En second lieu « l’unité prévaut sur le conflit». La paix sociale repose sur l’acceptation des conflits et la forte volonté de les résoudre. Ceci est vrai au niveau collectif (cf. la fameuse paix du travail suisse qui a contribué à la prospérité de tous) et au niveau personnel. En matière économique il ne faut pas simplement faire confiance aux initiatives individuelles. Il faut construire des médiations capables de fédérer ces initiatives.
«La réalité est plus importante que l’idée». On touche ici à une des principales faiblesses de la pensée économique contemporaine. Les économistes construisent des modèles sans se donner suffisamment la peine d’observer la réalité et de faire un travail de terrain. La révolution numérique est sur ce plan une plaie. Elle permet à tout chercheur de brasser des milliers de données en chambre grâce à son ordinateur portable. Or une des principales qualités d’un bon scientifique est sa capacité d’observation et sa faculté de se laisser remettre en cause par le réel.
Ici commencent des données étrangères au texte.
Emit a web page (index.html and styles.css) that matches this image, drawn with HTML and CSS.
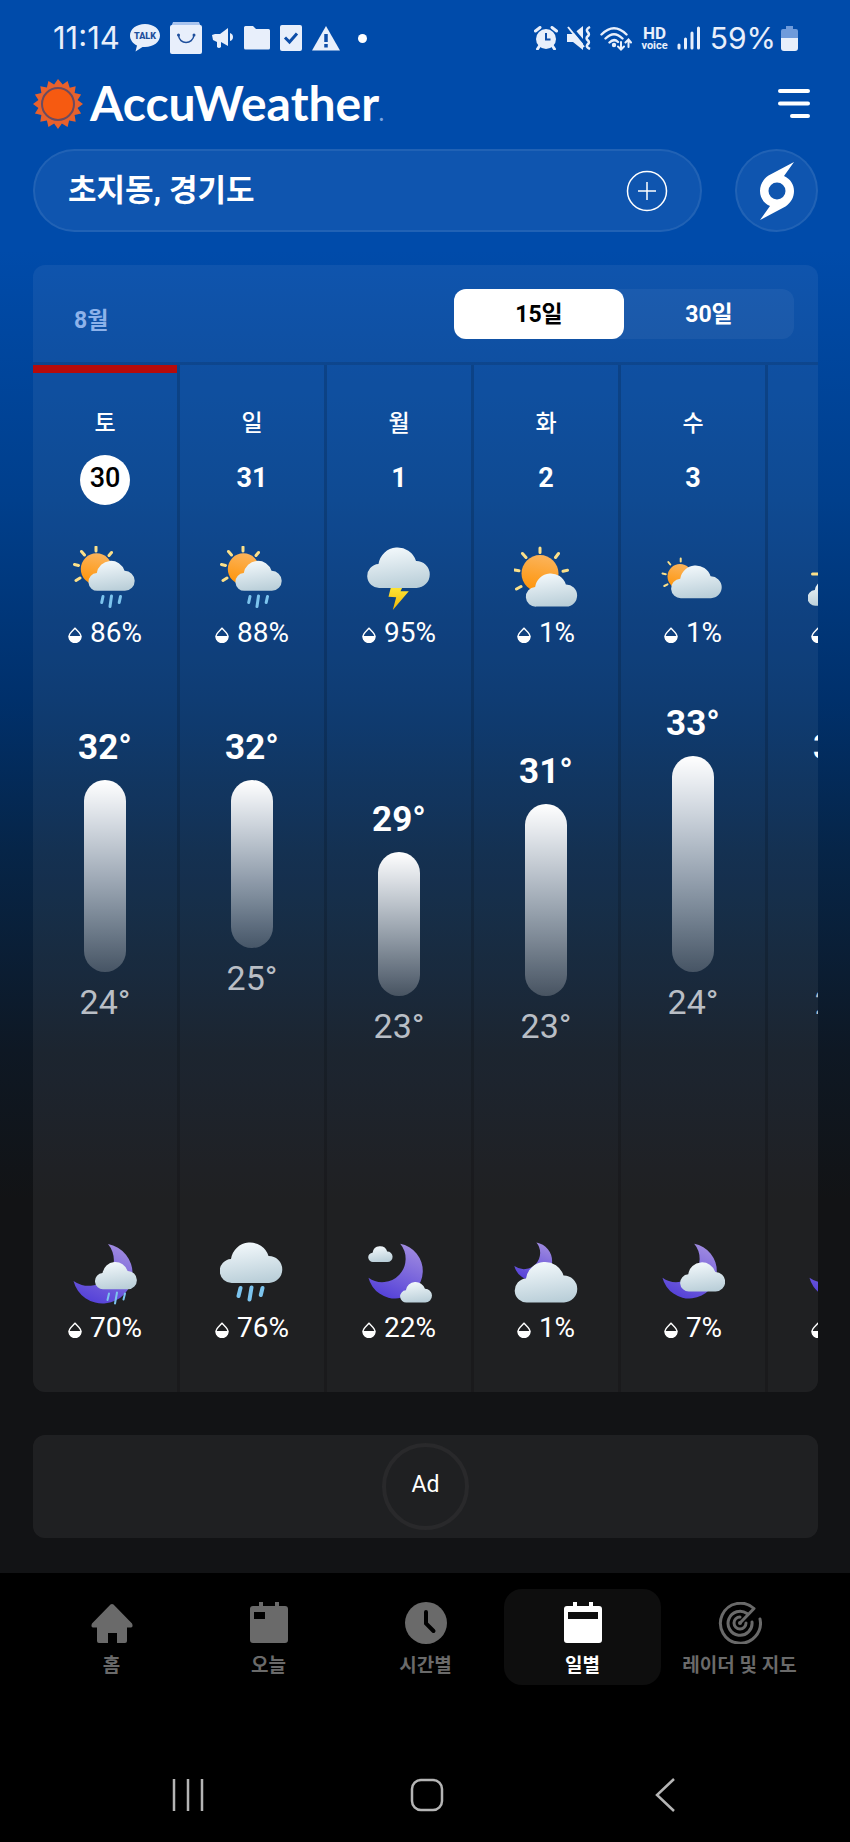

Le principe du Pape François devrait être inscrit en lettres d’or dans les halls de nos facultés.
Enfin «le tout est supérieur à la partie». Il existe certes toujours une tension entre globalisation et localisation. Nous sommes enracinés dans un territoire et citoyens du monde. Mais cette tension doit être surmontée en élargissant notre horizon, en regardant plus loin que nos simples intérêts particuliers. Notre définition de catholique nous invite à ouvrir nos fenêtres et nos portes comme le font si bien certains chrétiens avec «les fenêtres de l’Avent».
A vous tous, chers lectrices et lecteurs, je souhaite une fête de Noël marquée par la joie et l’espérance.